* Objective
Your task is to reproduce, verbatim and without pictures, the lines from the opening of the listing through the line containing "import clsx from 'clsx';".
-------- Data excerpt
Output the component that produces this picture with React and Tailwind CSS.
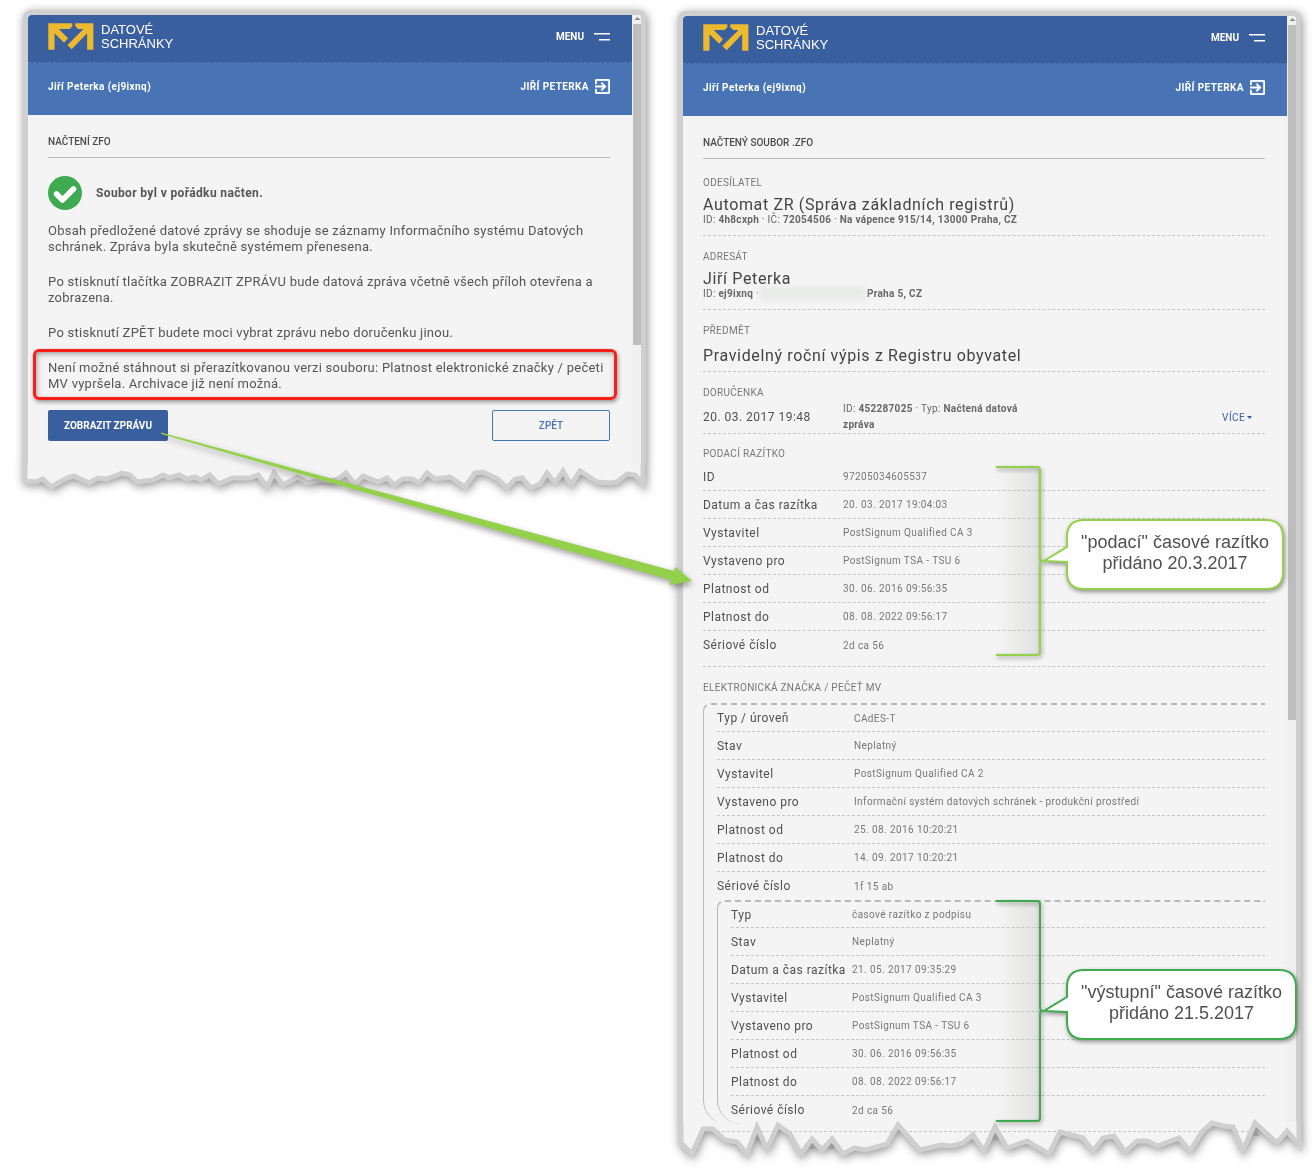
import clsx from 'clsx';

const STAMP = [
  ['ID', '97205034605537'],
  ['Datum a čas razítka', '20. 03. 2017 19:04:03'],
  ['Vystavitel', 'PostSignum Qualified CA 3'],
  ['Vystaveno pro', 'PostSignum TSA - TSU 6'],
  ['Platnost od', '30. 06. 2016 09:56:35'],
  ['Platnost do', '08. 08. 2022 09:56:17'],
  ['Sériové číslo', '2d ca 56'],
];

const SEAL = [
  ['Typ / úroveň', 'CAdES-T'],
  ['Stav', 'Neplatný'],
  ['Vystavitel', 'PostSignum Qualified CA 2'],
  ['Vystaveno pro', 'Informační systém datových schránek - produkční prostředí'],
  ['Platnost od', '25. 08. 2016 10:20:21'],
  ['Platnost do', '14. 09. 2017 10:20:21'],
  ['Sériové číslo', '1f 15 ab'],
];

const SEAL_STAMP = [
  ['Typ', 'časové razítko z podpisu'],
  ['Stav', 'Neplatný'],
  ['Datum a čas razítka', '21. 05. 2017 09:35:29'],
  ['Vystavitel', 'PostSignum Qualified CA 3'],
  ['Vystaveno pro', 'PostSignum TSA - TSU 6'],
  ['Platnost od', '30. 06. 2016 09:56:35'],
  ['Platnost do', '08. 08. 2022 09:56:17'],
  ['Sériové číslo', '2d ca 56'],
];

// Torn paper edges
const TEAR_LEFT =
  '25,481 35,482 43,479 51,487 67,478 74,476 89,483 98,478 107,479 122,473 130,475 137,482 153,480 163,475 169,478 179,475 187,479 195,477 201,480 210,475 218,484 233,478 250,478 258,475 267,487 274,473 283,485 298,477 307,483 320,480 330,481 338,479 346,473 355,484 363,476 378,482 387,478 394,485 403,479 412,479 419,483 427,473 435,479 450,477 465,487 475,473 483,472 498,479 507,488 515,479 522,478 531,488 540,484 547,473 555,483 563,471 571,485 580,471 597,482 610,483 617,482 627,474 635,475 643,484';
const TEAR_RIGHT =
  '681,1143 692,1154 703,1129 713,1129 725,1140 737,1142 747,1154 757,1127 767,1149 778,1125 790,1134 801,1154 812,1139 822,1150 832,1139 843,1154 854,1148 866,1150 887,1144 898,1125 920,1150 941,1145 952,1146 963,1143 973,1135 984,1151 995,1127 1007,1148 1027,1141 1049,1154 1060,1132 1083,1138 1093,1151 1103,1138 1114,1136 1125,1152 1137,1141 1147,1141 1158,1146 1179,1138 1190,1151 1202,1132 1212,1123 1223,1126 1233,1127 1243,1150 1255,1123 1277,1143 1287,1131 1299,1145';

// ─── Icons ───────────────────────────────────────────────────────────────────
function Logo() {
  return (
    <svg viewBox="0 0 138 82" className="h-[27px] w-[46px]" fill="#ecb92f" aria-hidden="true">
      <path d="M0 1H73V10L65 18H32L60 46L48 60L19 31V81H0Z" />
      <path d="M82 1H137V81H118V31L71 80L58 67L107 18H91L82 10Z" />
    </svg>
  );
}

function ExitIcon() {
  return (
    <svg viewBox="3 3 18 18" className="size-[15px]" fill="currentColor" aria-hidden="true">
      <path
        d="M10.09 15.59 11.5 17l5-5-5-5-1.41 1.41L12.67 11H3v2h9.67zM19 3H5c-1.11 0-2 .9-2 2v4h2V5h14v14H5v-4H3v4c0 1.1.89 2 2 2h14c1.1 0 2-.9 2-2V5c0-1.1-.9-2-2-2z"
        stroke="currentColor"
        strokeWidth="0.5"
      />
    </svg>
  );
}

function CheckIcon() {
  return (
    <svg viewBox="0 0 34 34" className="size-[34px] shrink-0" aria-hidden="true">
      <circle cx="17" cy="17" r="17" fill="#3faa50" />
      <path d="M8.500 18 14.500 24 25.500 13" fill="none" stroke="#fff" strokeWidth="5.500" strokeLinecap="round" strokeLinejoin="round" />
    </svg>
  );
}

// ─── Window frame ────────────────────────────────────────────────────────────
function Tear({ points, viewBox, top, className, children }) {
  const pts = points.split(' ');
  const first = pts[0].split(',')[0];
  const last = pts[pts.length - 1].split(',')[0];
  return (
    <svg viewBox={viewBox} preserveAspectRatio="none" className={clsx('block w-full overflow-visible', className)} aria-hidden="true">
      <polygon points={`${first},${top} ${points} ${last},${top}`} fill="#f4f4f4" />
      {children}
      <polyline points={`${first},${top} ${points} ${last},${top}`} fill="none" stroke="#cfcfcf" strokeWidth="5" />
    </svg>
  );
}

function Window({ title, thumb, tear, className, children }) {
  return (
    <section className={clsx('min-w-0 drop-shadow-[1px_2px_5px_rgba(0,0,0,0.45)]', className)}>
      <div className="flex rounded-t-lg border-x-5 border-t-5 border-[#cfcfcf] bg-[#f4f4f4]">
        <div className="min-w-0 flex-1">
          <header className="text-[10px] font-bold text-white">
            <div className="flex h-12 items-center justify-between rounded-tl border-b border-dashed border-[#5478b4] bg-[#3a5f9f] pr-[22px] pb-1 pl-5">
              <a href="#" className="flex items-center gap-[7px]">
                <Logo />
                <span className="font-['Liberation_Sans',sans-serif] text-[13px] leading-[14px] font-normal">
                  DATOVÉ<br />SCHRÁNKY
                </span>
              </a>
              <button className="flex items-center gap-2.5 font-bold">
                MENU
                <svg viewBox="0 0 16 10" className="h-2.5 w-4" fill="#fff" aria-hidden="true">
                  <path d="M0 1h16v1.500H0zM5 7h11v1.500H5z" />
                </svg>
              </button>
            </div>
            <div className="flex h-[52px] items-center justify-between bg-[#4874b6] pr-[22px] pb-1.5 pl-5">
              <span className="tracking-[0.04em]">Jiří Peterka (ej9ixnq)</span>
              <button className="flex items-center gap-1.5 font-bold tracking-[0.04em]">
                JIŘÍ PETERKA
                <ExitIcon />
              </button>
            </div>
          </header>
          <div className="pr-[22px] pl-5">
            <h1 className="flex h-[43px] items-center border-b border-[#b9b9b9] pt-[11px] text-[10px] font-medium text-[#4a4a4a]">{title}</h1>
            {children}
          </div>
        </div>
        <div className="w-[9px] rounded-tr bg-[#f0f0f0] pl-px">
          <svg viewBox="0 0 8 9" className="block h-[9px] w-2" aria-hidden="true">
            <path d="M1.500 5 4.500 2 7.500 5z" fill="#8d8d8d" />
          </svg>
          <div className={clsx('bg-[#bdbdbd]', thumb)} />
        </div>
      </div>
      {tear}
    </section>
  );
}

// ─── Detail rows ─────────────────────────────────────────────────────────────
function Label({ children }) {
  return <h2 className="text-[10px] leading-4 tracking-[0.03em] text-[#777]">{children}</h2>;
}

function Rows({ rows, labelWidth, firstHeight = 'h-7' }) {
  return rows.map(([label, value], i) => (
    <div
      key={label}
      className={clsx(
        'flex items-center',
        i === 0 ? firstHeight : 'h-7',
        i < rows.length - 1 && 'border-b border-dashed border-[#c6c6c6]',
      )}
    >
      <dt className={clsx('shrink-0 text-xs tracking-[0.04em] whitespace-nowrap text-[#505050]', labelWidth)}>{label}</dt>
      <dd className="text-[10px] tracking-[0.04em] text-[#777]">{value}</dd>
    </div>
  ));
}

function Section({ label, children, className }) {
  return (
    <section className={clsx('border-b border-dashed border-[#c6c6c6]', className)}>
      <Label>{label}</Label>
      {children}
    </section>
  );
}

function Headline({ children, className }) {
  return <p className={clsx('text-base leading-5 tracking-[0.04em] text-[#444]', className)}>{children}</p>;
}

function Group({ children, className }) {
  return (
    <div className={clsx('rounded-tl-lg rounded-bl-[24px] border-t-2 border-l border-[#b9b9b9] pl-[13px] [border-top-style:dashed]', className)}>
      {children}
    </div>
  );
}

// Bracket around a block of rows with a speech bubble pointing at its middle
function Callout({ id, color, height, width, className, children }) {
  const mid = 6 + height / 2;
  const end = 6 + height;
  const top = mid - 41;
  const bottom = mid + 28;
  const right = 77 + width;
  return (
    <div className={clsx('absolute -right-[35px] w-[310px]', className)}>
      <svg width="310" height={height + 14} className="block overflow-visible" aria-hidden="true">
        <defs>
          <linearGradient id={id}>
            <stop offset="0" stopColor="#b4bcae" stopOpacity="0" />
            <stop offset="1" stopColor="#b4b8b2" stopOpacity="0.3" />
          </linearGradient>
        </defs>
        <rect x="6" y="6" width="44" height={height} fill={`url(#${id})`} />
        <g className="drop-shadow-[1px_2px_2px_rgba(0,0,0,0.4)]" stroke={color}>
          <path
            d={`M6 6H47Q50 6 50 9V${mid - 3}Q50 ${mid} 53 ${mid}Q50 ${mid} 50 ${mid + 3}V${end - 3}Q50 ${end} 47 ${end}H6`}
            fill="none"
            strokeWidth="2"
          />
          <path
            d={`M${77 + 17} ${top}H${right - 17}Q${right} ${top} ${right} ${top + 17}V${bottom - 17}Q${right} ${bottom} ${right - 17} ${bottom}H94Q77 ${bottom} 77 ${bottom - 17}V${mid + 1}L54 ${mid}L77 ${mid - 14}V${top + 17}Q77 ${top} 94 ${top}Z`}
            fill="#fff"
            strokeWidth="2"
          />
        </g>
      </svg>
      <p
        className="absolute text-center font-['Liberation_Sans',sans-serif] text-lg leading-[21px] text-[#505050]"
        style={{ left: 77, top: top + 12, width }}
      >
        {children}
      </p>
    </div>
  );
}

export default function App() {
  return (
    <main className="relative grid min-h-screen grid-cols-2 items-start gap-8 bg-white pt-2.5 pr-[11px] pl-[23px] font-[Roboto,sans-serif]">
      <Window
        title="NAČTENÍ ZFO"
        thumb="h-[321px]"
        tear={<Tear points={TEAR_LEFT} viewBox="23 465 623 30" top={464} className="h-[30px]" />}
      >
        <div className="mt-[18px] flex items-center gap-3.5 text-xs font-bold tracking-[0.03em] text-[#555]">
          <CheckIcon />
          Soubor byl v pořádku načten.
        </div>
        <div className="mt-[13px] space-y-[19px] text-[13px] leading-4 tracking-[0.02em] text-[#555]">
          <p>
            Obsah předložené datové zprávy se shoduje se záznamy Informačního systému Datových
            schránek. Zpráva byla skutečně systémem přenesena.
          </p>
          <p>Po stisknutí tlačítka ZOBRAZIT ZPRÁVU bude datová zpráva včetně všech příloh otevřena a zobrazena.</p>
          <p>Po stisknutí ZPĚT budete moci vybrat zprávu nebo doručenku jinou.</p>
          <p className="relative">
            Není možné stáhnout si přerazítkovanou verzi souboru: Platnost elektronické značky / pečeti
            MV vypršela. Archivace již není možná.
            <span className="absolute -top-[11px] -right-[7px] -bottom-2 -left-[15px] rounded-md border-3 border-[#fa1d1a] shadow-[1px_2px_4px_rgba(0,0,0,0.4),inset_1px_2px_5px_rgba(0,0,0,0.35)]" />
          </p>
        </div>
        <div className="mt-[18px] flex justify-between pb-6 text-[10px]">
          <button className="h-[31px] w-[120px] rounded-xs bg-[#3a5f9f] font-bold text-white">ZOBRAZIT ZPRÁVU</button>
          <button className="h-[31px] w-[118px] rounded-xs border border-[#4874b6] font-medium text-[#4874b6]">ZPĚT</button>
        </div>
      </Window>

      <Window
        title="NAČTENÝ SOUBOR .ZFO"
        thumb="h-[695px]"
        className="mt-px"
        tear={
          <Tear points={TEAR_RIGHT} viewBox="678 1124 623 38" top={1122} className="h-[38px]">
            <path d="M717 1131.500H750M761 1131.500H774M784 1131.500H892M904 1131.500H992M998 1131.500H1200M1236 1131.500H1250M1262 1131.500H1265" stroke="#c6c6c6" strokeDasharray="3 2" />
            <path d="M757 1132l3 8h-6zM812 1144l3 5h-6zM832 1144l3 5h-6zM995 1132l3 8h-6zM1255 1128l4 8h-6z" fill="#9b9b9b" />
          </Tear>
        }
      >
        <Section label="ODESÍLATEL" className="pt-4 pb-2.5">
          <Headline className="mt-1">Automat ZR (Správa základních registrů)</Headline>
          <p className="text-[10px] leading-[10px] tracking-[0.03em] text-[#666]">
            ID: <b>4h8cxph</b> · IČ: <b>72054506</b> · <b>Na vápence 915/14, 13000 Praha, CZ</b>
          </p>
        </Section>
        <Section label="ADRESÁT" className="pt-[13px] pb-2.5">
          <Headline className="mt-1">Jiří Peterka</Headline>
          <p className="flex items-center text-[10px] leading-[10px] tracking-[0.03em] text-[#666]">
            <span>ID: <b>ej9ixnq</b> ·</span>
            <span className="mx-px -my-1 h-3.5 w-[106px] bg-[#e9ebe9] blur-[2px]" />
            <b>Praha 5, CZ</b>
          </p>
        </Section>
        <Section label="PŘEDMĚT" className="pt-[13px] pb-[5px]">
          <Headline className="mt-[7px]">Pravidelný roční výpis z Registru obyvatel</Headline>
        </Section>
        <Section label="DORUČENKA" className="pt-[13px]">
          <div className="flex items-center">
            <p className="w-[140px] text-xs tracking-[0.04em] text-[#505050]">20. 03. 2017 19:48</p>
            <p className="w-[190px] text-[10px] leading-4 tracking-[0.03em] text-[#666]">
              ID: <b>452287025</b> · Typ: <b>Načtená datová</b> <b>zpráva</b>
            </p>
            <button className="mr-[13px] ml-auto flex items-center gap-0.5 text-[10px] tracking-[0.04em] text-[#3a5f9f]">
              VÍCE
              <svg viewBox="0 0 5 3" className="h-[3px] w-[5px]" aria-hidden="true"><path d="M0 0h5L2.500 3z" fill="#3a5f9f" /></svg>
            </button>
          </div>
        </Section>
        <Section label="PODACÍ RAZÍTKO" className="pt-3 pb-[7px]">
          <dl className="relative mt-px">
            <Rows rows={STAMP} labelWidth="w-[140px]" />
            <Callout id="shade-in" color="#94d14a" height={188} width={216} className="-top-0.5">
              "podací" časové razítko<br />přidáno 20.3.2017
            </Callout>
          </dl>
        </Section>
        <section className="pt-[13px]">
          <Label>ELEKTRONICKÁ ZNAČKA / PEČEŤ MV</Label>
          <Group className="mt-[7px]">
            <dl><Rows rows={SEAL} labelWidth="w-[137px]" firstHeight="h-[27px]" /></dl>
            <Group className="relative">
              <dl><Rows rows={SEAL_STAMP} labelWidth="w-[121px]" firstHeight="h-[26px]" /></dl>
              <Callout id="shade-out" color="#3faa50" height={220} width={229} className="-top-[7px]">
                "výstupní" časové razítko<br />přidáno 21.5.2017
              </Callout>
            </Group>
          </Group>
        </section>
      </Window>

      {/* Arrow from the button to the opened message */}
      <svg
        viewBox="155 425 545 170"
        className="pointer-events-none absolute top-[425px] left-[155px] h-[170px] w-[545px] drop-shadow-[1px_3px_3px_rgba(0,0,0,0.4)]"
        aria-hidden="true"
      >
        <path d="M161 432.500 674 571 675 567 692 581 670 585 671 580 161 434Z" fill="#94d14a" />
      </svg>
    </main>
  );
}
----------------
* Answer
Output the component that produces this picture with React and Tailwind CSS.
import clsx from 'clsx';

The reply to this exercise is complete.